1.2 - Ise Notes

1.2 A Short History of File Structure Design

Earlier, the file access was sequential, and the cost of access grew in direct proportion to the size of the file. So, Indexes were added to files.
Indexes made it possible to keep a list of keys and pointers in a smaller file that could be searched more quickly.
Simple indexes became difficult to manage for dynamic files in which the set of keys changes. Hence tree structures were introduced.
Trees grew unevenly as records were added and deleted, resulting in long searches requiring multiple disk accesses to find a record. Hence an elegant, self-adjusting binary tree structure called an AVL tree was developed for data in memory.
Even with a balanced binary tree, dozens of accesses were required to find a record in moderate-sized files.
A method was needed to keep a tree balanced when each node of the tree was not a single record, as in a binary tree, but a file block containing hundreds of records. Hence, B-Trees were introduced...
AVL trees grow from top down as records are added, B-Trees grow from the bottom up.

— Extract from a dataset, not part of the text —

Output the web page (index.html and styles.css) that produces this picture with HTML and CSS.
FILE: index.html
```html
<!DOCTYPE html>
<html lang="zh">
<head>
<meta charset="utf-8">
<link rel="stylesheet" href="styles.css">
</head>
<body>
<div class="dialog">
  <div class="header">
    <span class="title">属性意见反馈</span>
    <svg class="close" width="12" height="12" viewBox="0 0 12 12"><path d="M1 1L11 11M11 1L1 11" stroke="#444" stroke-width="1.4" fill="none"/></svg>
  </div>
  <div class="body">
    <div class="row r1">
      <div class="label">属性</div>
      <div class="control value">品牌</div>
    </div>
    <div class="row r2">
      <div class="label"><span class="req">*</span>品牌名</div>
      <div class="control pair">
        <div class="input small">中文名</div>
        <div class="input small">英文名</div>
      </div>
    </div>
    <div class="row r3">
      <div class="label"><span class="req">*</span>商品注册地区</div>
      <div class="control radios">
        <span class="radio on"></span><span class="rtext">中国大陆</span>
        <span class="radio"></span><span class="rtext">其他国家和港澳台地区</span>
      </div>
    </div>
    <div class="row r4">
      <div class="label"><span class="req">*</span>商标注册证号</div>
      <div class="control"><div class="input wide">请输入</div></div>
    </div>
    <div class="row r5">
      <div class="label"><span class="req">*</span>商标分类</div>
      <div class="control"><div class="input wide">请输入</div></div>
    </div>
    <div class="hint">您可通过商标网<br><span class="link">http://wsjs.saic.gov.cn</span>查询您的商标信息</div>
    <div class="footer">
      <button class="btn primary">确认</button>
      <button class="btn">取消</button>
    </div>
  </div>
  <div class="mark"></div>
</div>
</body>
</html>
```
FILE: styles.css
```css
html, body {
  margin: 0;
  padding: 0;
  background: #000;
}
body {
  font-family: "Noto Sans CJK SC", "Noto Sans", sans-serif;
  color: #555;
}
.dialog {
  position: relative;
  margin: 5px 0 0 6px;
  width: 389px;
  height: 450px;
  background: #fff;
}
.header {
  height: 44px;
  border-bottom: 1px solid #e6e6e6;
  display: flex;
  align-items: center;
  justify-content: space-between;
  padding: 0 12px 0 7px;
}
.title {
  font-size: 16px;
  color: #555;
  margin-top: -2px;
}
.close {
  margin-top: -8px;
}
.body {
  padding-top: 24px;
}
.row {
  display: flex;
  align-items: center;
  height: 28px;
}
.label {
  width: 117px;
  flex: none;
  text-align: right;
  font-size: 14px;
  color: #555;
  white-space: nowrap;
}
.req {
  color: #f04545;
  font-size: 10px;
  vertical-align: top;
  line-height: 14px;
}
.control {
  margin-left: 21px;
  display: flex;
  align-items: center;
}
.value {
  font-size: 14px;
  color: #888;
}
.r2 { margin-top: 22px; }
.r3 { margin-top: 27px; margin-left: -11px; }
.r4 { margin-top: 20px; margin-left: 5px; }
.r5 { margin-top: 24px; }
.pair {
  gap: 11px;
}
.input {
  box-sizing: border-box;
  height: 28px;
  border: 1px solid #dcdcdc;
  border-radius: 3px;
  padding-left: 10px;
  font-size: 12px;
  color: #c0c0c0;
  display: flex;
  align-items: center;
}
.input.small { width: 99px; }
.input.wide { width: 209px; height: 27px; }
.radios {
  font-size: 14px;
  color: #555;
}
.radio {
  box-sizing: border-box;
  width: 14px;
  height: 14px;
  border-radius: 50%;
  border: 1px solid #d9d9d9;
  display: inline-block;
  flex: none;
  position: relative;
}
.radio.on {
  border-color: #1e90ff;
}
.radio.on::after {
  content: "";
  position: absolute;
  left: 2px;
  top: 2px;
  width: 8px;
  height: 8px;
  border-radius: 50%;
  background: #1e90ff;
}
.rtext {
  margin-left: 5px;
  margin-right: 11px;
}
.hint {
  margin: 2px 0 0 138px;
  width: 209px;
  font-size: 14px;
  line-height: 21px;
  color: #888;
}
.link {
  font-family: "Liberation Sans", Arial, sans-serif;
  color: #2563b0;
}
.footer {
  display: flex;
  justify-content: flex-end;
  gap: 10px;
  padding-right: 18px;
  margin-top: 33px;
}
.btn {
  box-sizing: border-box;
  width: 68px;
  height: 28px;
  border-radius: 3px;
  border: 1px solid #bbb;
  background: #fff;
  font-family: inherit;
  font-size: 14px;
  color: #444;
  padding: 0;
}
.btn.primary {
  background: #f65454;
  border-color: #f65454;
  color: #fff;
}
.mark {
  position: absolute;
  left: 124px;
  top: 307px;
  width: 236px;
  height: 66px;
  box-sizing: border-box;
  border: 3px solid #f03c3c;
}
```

B-Trees provided excellent access performance but, a file could not be accessed sequentially with efficiency.
The above problem was solved using B+ tree which is a combination of a B-Tree and a sequential linked list added at the bottom level of the B-Tree.
To further reduce the number of disk accesses, hashing was introduced for files that do not change size greatly over time.
Extendible, dynamic hashing was introduced for volatile, dynamic files which change.